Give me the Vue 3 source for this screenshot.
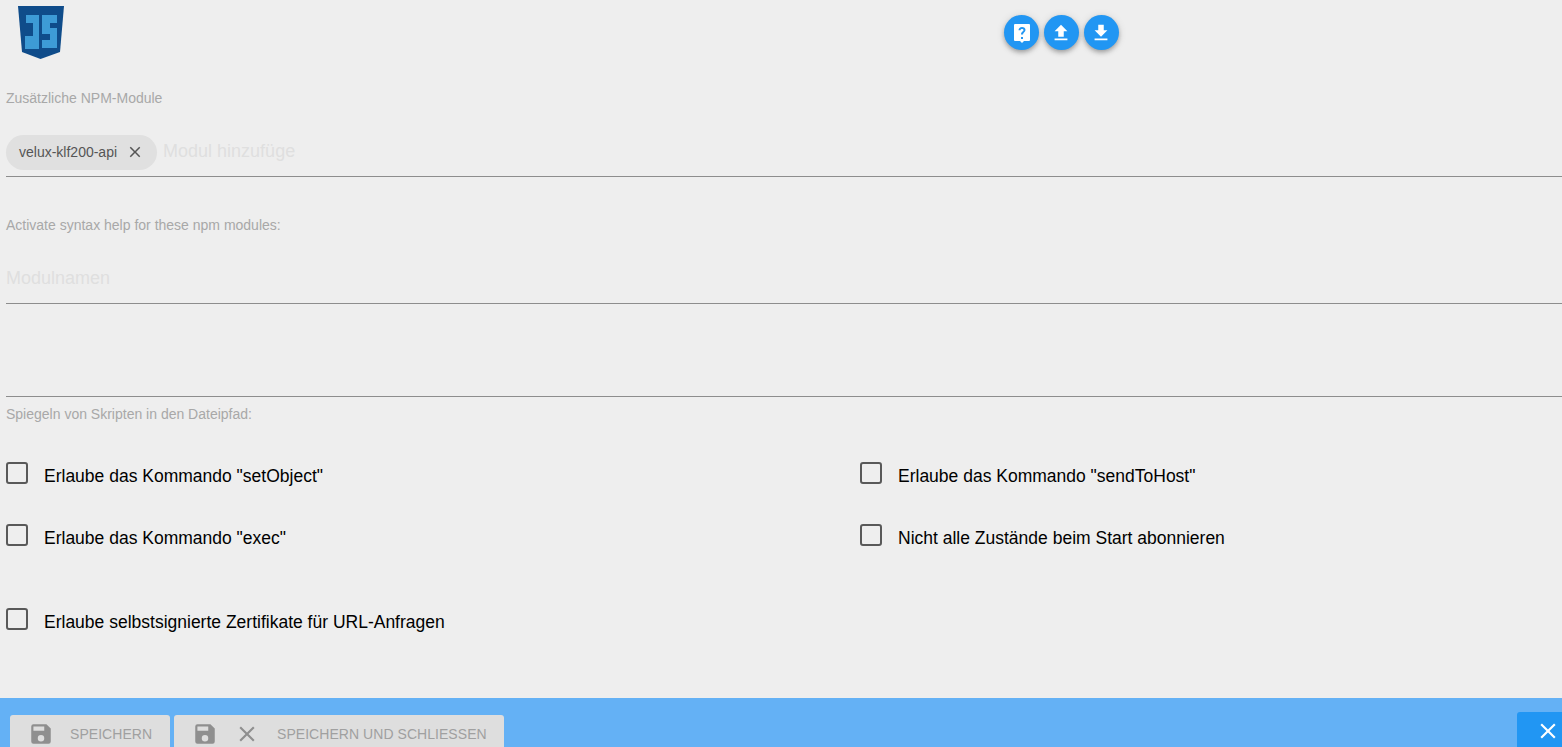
==========
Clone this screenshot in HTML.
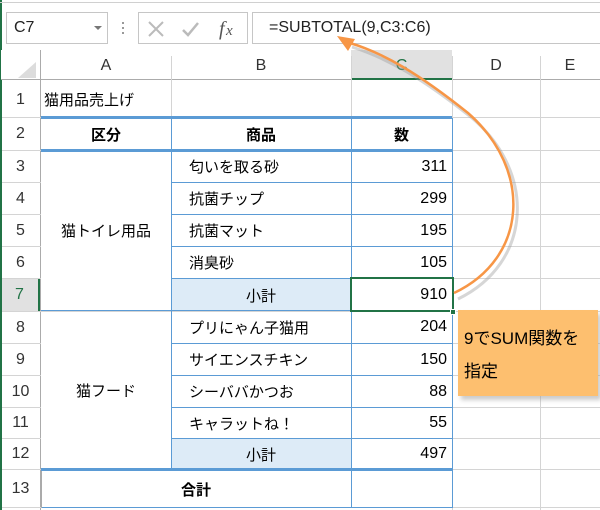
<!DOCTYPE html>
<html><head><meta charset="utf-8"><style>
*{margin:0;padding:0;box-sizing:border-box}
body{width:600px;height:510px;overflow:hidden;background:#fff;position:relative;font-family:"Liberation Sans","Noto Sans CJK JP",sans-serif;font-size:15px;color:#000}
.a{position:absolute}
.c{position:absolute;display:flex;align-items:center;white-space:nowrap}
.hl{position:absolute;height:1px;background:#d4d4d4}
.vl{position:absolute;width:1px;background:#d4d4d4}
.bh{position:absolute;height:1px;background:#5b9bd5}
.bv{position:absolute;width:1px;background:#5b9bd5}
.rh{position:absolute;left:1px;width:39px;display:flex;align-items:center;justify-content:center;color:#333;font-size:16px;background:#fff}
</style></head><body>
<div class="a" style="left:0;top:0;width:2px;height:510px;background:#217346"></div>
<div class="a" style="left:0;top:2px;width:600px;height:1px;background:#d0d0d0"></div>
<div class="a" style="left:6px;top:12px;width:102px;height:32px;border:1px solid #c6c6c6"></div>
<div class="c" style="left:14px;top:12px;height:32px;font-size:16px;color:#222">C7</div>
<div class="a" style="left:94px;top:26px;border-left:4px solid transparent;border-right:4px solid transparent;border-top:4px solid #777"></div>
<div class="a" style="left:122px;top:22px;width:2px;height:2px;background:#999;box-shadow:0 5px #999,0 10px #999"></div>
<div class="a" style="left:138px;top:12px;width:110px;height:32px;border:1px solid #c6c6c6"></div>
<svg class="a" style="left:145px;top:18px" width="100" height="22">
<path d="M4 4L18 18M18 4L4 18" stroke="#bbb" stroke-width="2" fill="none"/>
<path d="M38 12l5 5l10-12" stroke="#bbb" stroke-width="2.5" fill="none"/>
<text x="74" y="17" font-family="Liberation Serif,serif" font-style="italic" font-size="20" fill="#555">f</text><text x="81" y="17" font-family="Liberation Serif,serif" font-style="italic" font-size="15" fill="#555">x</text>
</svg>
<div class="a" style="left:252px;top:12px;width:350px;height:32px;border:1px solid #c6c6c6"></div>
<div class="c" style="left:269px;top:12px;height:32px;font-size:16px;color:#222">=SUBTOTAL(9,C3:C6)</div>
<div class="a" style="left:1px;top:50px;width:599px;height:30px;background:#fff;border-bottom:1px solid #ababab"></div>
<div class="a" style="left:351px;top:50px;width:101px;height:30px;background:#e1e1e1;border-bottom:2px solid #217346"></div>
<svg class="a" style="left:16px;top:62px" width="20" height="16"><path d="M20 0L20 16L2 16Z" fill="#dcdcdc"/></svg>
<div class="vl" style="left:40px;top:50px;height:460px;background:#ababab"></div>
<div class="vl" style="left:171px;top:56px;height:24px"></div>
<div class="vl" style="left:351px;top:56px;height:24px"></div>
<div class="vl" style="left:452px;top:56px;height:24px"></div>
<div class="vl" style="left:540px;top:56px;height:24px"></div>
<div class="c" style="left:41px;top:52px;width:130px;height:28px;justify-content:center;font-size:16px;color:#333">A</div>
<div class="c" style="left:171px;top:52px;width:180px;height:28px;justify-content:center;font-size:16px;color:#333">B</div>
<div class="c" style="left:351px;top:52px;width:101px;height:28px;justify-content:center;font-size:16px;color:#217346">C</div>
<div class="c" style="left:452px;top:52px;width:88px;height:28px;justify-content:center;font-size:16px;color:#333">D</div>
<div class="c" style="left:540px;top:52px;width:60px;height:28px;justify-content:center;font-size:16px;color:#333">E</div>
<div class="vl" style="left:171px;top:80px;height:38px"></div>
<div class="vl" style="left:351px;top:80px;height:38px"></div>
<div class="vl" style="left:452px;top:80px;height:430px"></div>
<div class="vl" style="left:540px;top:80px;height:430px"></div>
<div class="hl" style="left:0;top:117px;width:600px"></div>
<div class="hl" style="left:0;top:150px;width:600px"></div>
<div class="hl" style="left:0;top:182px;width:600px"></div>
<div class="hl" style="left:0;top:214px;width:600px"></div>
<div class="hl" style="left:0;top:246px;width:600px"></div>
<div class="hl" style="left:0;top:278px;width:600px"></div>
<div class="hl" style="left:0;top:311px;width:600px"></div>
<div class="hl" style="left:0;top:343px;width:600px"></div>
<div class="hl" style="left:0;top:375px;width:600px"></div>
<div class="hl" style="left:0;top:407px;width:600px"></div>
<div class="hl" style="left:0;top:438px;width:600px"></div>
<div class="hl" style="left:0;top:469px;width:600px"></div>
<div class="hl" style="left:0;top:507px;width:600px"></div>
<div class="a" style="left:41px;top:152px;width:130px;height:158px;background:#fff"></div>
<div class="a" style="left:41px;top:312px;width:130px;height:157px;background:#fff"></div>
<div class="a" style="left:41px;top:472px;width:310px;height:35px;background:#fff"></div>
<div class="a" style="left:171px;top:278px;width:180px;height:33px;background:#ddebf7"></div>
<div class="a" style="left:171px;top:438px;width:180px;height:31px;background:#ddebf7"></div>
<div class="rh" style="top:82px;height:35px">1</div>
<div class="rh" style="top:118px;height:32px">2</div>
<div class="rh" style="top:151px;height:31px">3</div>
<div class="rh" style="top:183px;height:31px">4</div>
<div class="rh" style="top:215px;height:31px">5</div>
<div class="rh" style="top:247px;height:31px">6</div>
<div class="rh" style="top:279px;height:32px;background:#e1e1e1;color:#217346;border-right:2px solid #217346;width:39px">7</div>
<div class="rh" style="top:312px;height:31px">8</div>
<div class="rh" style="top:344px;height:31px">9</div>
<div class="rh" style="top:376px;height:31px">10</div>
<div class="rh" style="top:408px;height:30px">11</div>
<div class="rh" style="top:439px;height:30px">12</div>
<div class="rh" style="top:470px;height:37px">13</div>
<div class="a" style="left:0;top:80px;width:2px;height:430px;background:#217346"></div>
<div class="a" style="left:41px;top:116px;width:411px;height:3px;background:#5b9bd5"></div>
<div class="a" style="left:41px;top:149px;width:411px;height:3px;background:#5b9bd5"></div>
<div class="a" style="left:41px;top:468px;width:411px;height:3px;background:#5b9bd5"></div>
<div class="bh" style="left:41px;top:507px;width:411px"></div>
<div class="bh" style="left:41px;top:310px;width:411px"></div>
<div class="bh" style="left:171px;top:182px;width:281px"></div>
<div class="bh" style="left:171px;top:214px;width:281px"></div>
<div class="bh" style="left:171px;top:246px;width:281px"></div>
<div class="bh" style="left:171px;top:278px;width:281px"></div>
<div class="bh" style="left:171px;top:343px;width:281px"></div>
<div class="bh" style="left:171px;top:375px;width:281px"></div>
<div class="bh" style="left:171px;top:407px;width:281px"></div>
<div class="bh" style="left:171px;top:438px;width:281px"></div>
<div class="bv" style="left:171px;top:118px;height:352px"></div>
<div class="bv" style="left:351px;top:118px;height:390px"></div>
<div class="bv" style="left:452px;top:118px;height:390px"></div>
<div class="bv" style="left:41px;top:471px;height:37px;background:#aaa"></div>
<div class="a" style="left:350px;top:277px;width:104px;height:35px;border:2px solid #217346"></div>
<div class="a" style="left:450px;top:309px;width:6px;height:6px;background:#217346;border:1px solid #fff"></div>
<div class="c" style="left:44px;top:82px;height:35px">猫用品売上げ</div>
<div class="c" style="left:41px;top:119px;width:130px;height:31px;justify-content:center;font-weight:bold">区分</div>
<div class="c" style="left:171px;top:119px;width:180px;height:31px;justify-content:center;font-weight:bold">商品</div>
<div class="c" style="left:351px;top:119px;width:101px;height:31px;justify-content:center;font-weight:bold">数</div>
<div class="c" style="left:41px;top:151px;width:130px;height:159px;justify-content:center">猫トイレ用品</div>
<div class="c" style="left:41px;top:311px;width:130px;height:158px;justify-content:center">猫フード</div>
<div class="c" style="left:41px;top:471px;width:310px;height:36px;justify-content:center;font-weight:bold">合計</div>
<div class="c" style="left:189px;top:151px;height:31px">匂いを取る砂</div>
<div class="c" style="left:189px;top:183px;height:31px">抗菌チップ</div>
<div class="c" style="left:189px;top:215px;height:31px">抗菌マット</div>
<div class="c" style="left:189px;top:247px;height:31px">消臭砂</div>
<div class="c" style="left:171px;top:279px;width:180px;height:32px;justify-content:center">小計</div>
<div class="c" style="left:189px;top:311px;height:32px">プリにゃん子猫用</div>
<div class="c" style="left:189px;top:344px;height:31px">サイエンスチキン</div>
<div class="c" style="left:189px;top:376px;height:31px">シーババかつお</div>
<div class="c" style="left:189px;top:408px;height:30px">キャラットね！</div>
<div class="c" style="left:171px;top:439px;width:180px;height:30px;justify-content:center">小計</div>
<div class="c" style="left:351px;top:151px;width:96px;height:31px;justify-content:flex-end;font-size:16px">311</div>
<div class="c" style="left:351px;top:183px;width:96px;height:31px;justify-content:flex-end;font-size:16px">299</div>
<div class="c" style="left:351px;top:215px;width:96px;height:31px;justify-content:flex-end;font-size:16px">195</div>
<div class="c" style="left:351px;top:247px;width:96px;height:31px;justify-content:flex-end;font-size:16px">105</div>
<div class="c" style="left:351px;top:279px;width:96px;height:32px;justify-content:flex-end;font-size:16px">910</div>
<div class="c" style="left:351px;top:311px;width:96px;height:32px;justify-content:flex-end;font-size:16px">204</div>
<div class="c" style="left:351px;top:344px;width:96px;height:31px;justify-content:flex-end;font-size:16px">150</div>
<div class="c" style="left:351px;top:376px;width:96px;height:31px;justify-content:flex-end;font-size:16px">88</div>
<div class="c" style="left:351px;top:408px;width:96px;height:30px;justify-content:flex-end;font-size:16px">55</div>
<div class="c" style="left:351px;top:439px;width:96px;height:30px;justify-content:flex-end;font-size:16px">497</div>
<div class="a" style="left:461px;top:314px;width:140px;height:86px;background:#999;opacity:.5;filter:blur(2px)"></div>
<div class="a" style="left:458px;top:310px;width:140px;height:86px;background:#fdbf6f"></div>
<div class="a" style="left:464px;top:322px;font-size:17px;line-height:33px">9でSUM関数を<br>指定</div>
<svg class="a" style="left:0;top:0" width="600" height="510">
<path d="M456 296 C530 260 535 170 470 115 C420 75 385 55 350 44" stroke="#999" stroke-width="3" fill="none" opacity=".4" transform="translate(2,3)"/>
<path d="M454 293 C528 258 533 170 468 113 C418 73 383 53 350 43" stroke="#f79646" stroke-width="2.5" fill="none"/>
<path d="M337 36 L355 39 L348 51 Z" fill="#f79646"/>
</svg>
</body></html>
==========
### [Problem details]
Scan the listing above and copy all lines containing the word "this".

### [Task solution]
Give me the Vue 3 source for this screenshot.
Clone this screenshot in HTML.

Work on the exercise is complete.